Observers of Israeli politics recognise that the Trump approach aligns closely with the current priorities of the Israeli leadership. For Israel’s government, any arrangement that reduces the Palestinian population in Gaza, secures long term international acceptance of Israeli security dominion and allows cooperative development on the Strip’s coastline is highly attractive. The Trump administration offers precisely that: uncritical coordination, diplomatic shielding and the promise of U.S. leadership in institutionalising a new order in Gaza that cements Israeli strategic gains.
What emerges, then, is a modern face of colonialism. The repertoire is updated, the language polished, the mechanisms globalised. Yet the essentials remain familiar. A powerful state and its local ally use military means to create new realities on the ground. The indigenous population is fragmented, displaced, or subjected to management protocols. International institutions and foreign troops give the process an aura of legitimacy and order. Private capital moves in to transform the cleared land into profit generating assets. Throughout, the original injustice is reframed as a technical problem to be solved with smart policy, infrastructure and investment.
Trump sits at the center of this web as both head of state and ultimate brand ambassador. The skills honed over decades in property speculation, branding and deal making are now applied to territories under occupation. The presidency supplies tools no ordinary developer could dream of: control over the world’s most powerful military, command of intelligence networks, veto power in international forums and access to the public finances and diplomatic leverage of the United States.

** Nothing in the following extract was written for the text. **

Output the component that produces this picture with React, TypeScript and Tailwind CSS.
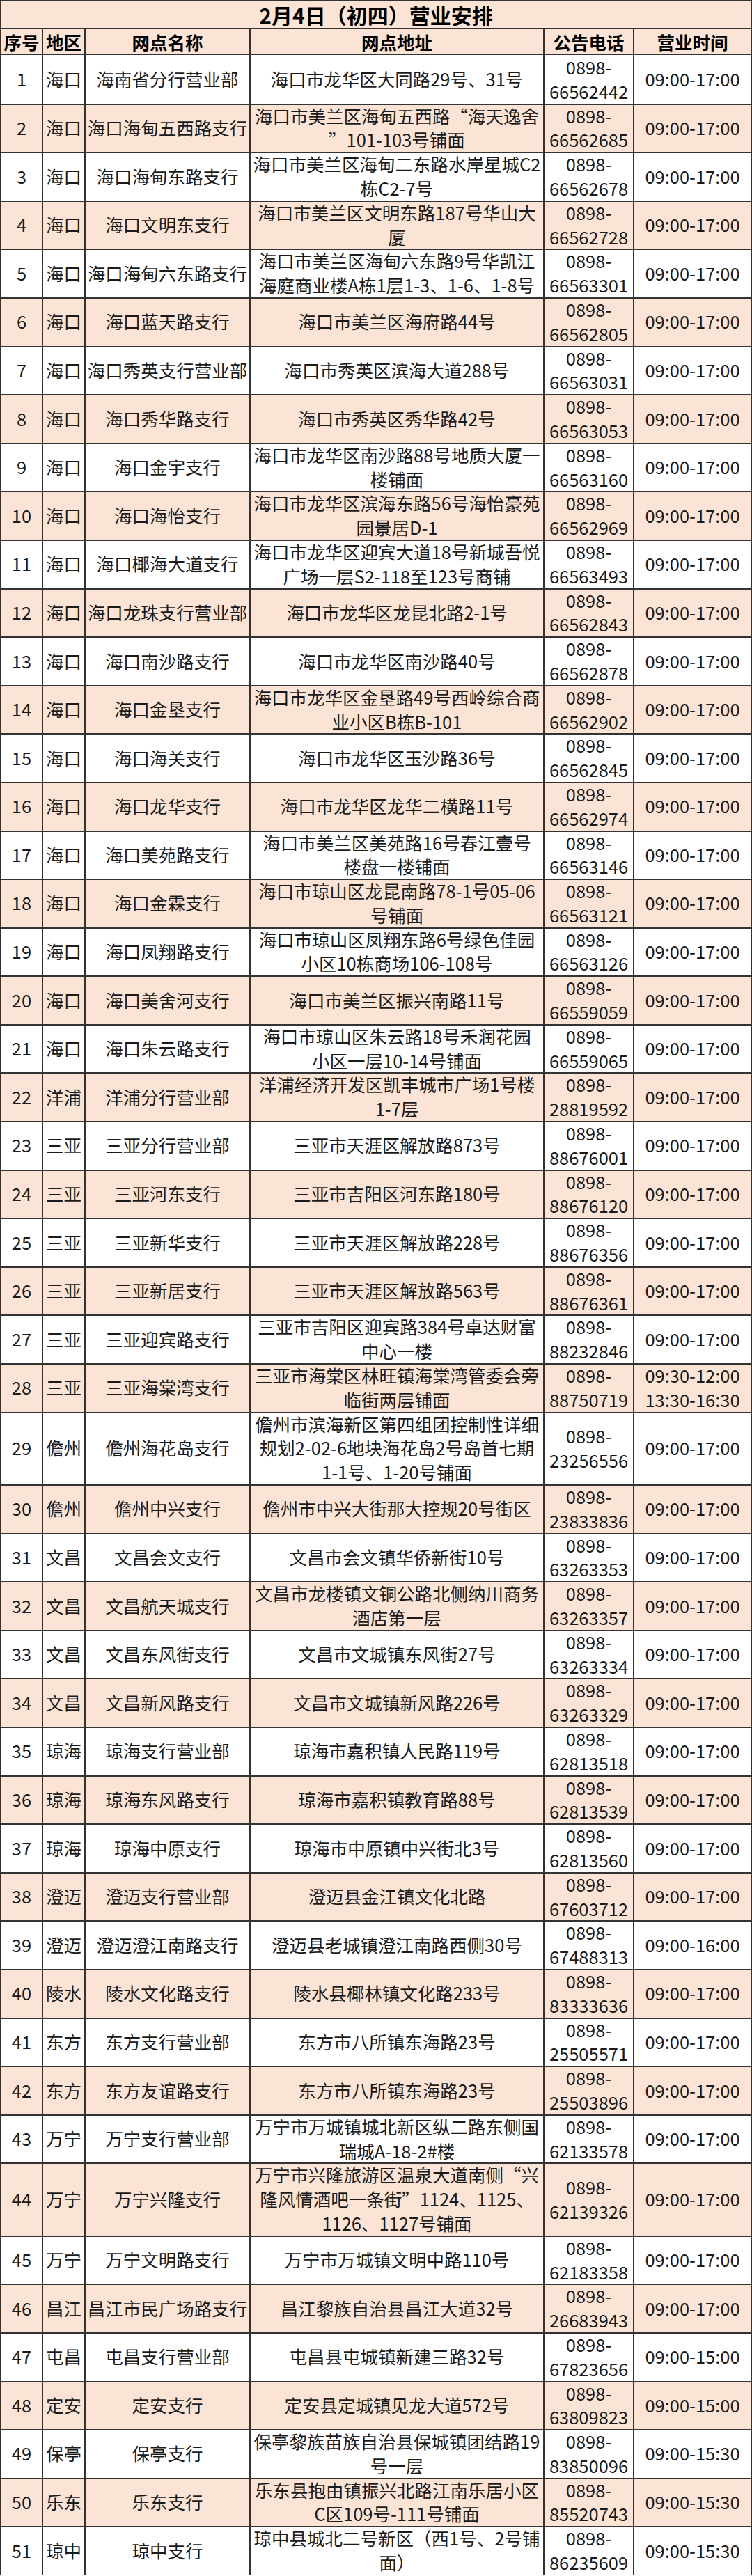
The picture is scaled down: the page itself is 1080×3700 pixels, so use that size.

The Gaza project, as currently framed, is thus more than a policy initiative. It is a template. It signals that in this era, occupied territories and war torn regions may be recast as development zones under the stewardship of political financiers, with the occupying power and its international partners turning wreckage into opportunity. It demonstrates that settler colonial logic has not disappeared; it has migrated into the language of trusts, boards and investment frameworks.
For Palestinians, that logic is not abstract. It means the possibility of being transported to a foreign country in exchange for a one time payment. It means seeing the remains of destroyed homes compressed into seawalls and artificial land for future marinas. It means growing up under the watch of foreign soldiers and intelligence agencies tasked not with defending their rights, but with safeguarding a redevelopment program that was designed without them and will be implemented over them.
For the wider region, it raises a question. If this template succeeds in Gaza, where might it be applied next.